Feb 132013
 

AMZN rev 021313Amazon.com and Boeing dominated the business headlines in the Seattle area in 2012. Looks like we are in for more of the same in 2013.

Eric Pryne of the Seattle Times, the go-to guy for news about Amazon’s gargantuan appetite for office space in the Seattle area, reported last week that mechanical work is under way on Amazon’s behalf on about 100,000 square feet of space on vacant floors of an older office building on the edge of downtown.

As usual, Amazon, which plays its cards close to the vest, unless you are Fortune magazine with a Business Person of the Year bauble to dangle in front of chairman Jeff Bezos, refused to comment, as did an owner of the building.

The numbers on Amazon’s space plans in Seattle have been reported before, but the are still eye-popping. To quote from Pryne’s piece

Over the past three years the company has moved into about 2.8 million square feet of new space — 1.7 million at its South Lake Union headquarters campus, plus 1.1 million it leases in four buildings in that neighborhood and the Denny Triangle. Amazon also has agreed to lease another 500,000 square feet in South Lake Union projects that are under construction or scheduled to break ground soon. And it is expected to start construction shortly on the first phase of a three-block Denny Triangle high-rise complex that will total 3.3 million square feet.

AMZN h c 021313All in, including the newly reported project, that’s 6.7 million square feet. Perspective? Last I looked Microsoft reported occupying about 10 million square feet of space in more than 100 buildings in the Seattle metropolitan area, mostly on the East Side. Microsoft has about 40,000 employees in the metro area.

Amazon refuses to say how many people work for it in the Seattle area. It reports its head count in quarterly filings with the Securities and Exchange Commission (chart). I can see evidence of Amazon hiring in data available from the state of Washington; my chart combines data from the state’s monthly reports on payroll employment and its quarterly census of employment and wages.

Pryne’s report said Amazon’s web site this week lists 2,800 job openings in the Seattle area. And these are not for warehouse pickers. Read through some of the job descriptions and you soon realize you are looking at positions that pay in the high five figures or even low six figures.

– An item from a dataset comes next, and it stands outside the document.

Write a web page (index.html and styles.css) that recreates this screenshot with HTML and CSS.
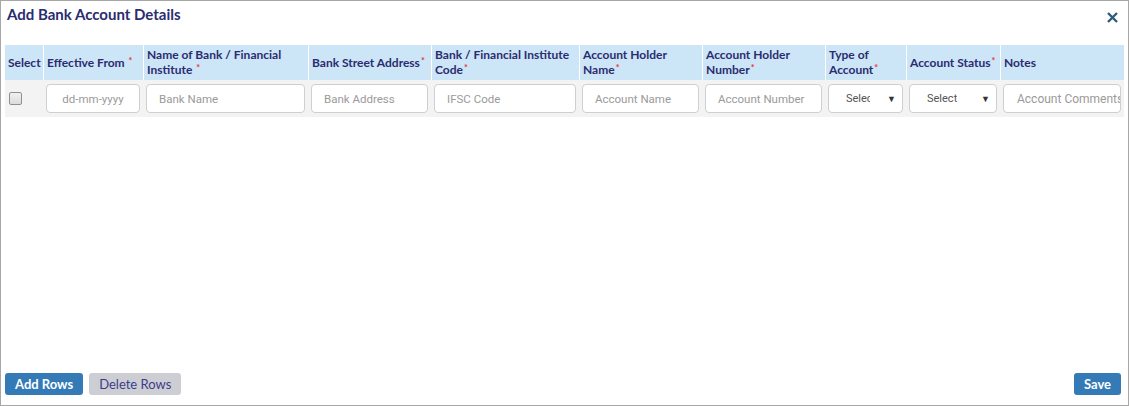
FILE: index.html
```html
<!DOCTYPE html>
<html>
<head>
<meta charset="utf-8">
<link rel="stylesheet" href="styles.css">
</head>
<body>
<div class="modal">
  <div class="modal-head">
    <h1 class="title">Add Bank Account Details</h1>
    <button class="close" aria-label="Close">
      <svg width="11" height="11" viewBox="0 0 11 11"><path d="M1 1 L10 10 M10 1 L1 10" stroke="#2f5c7b" stroke-width="2.4" stroke-linecap="butt"/></svg>
    </button>
  </div>
  <div class="grid">
    <div class="th"><span>Select</span></div>
    <div class="th"><span>Effective From <span class="req">*</span></span></div>
    <div class="th"><span>Name of Bank / Financial Institute <span class="req">*</span></span></div>
    <div class="th"><span>Bank Street Address<span class="req">*</span></span></div>
    <div class="th"><span>Bank / Financial Institute Code<span class="req">*</span></span></div>
    <div class="th"><span>Account Holder Name<span class="req">*</span></span></div>
    <div class="th"><span>Account Holder Number<span class="req">*</span></span></div>
    <div class="th"><span>Type of Account<span class="req">*</span></span></div>
    <div class="th"><span>Account Status<span class="req">*</span></span></div>
    <div class="th"><span>Notes</span></div>

    <div class="td td-check"><span class="check"></span></div>
    <div class="td"><div class="input center">dd-mm-yyyy</div></div>
    <div class="td"><div class="input">Bank Name</div></div>
    <div class="td"><div class="input">Bank Address</div></div>
    <div class="td"><div class="input">IFSC Code</div></div>
    <div class="td"><div class="input">Account Name</div></div>
    <div class="td"><div class="input">Account Number</div></div>
    <div class="td"><div class="input select"><span class="sel-text">Select</span><span class="arrow">▼</span></div></div>
    <div class="td"><div class="input select"><span class="sel-text">Select</span><span class="arrow">▼</span></div></div>
    <div class="td"><div class="input clip">Account Comments</div></div>
  </div>
  <div class="spacer"></div>
  <div class="footer">
    <div class="left">
      <button class="btn primary">Add Rows</button>
      <button class="btn muted">Delete Rows</button>
    </div>
    <button class="btn primary">Save</button>
  </div>
</div>
</body>
</html>
```

FILE: styles.css
```css
html, body {
  margin: 0;
  padding: 0;
  background: #fff;
}
.modal {
  width: 1129px;
  height: 406px;
  box-sizing: border-box;
  border: 1px solid #a7a7a7;
  display: flex;
  flex-direction: column;
  padding: 0 4px 10px 4px;
  font-family: Lato, "Noto Sans", sans-serif;
}
.modal-head {
  display: flex;
  justify-content: space-between;
  align-items: flex-start;
  height: 44px;
}
.title {
  margin: 4px 0 0 2px;
  font-size: 15px;
  line-height: 18px;
  font-weight: 700;
  color: #2b2c6f;
}
.close {
  border: 0;
  background: none;
  padding: 0;
  margin: 11px 6px 0 0;
  width: 11px;
  height: 11px;
  display: block;
}
.close svg { display: block; }
.grid {
  display: grid;
  grid-template-columns: 38px 100px 165px 123px 148px 123px 123px 81px 94px 124px;
  width: 1119px;
}
.th {
  background: #cce5f7;
  height: 35px;
  box-sizing: border-box;
  padding: 2px 2px 3px 3px;
  border-left: 1px solid #fff;
  display: flex;
  align-items: center;
  font-size: 12px;
  line-height: 15px;
  font-weight: 700;
  color: #2b2c6f;
}
.th:first-child { border-left: 0; }
.req {
  color: #e8333a;
  font-size: 9px;
  line-height: 9px;
  vertical-align: 3px;
  margin-left: 1px;
}
.td {
  background: #f3f3f3;
  height: 37px;
  box-sizing: border-box;
  padding: 4px 3px 4px 3px;
  display: flex;
  align-items: stretch;
}
.td-check {
  align-items: center;
  padding-left: 4px;
}
.check {
  width: 11px;
  height: 11px;
  border: 1px solid #8f8f8f;
  border-radius: 2px;
  background: linear-gradient(#f0f0f0, #dcdcdc);
  display: block;
  margin-top: -1px;
}
.input {
  flex: 1;
  min-width: 0;
  background: #fff;
  border: 1px solid #cfcfcf;
  border-radius: 4px;
  box-sizing: border-box;
  height: 29px;
  padding: 0 12px;
  display: flex;
  align-items: center;
  font-family: Roboto, "Liberation Sans", sans-serif;
  font-size: 11.5px;
  color: #9a9a9a;
  white-space: nowrap;
  overflow: hidden;
}
.input.center {
  justify-content: center;
  padding: 0;
}
.input.clip {
  padding: 0 2px 0 13px;
  font-size: 12px;
}
.select {
  position: relative;
  padding: 0 32px 0 17px;
  color: #555;
  font-size: 11px;
}
.sel-text {
  overflow: hidden;
  display: block;
}
.arrow {
  position: absolute;
  right: 6px;
  top: 8px;
  font-size: 9px;
  line-height: 12px;
  color: #333;
}
.spacer { flex: 1; }
.footer {
  display: flex;
  justify-content: space-between;
  align-items: flex-end;
  padding-right: 3px;
}
.left {
  display: flex;
  gap: 6px;
}
.btn {
  height: 22px;
  border: 0;
  border-radius: 3px;
  font-family: Lato, "Noto Sans", sans-serif;
  font-size: 13px;
  line-height: 22px;
  padding: 0 10px;
  cursor: pointer;
}
.primary {
  background: #337ab7;
  color: #fff;
  font-weight: 700;
}
.muted {
  background: #ccced3;
  color: #3c3c8c;
  font-weight: 400;
}
```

WA other retail 021313Amazon’s revenue grew 27% last year. Consensus forecasts compiled by Thomson Reuters put top line growth at 24% this year, 23% next. On the basis of consensus estimates, Amazon’s revenue will exceed that of both Boeing and Microsoft in 2014.

Analysts put Amazon’s long-term growth at about four times that of Boeing, almost five times that of Microsoft. That’s why Amazon stock sells at more than 180 times the forward per-share earnings estimate, compared with 12 times for Boeing and about nine for Microsoft.

Boeing’s troubles with the 787 battery are likely to keep it in the news headlines for all of 2013. I’ve seen no announcement that Boeing has decided to stop producing 787s pending resolution of the problem, which means that finished jets will continue to pile up at both Everett and Charleston, S.C.

Wall Street seems sanguine about the problem. Boeing stock is trading about where it was when the 787 fleet was grounded in mid-January.

Aerospace employment in Washington State is no doubt higher than it would have been had Boeing’s global supply chain on the 787 worked as intended. Especially if the company has to redesign the entire electrical system to accommodate a new and perhaps heavier battery on the 787, employment could go even higher still.

BA backlog thru Jan 2013Boeing’s impressive backlog, more than seven years of production at the 2012 rate, remains intact. The customers need the high fuel efficiency that is the 787’s main promise.

On the economy generally, developments lately have been mainly on the positive side of the ledger. New data suggest the U.S. economy did not contract in the fourth quarter, as originally reported, but grew at perhaps at 1% rate. Nothing to write home about, but it beats a decline.

China seems to have avoided a hard landing that had China-watchers so worried last year. Bond spreads in Europe have declined. The declaration by the head of the European Central Bank last summer that he will do “whatever it takes” to save the Euro has had its desired effect. Europe is far from out of the woods; it needs faster economic growth. But it is no longer on the brink of disaster.

Not that there aren’t a lot of things to worry about, including continuing political dysfunction in Washington, D.C. Japan’s effort to weaken the yen so as to improve opportunites for exporters, raise Japan’s growth rate and, indeed, to cause a bit of INflation, stirs talk of currency wars.

When it comes to monetary policy, the U.S. is in uncharted territory, in the fifth year of ‘N-ZIRP’, the Fed’s near-zero-interest-rate policy. We have not seen this movie before, and we do not know how it ends.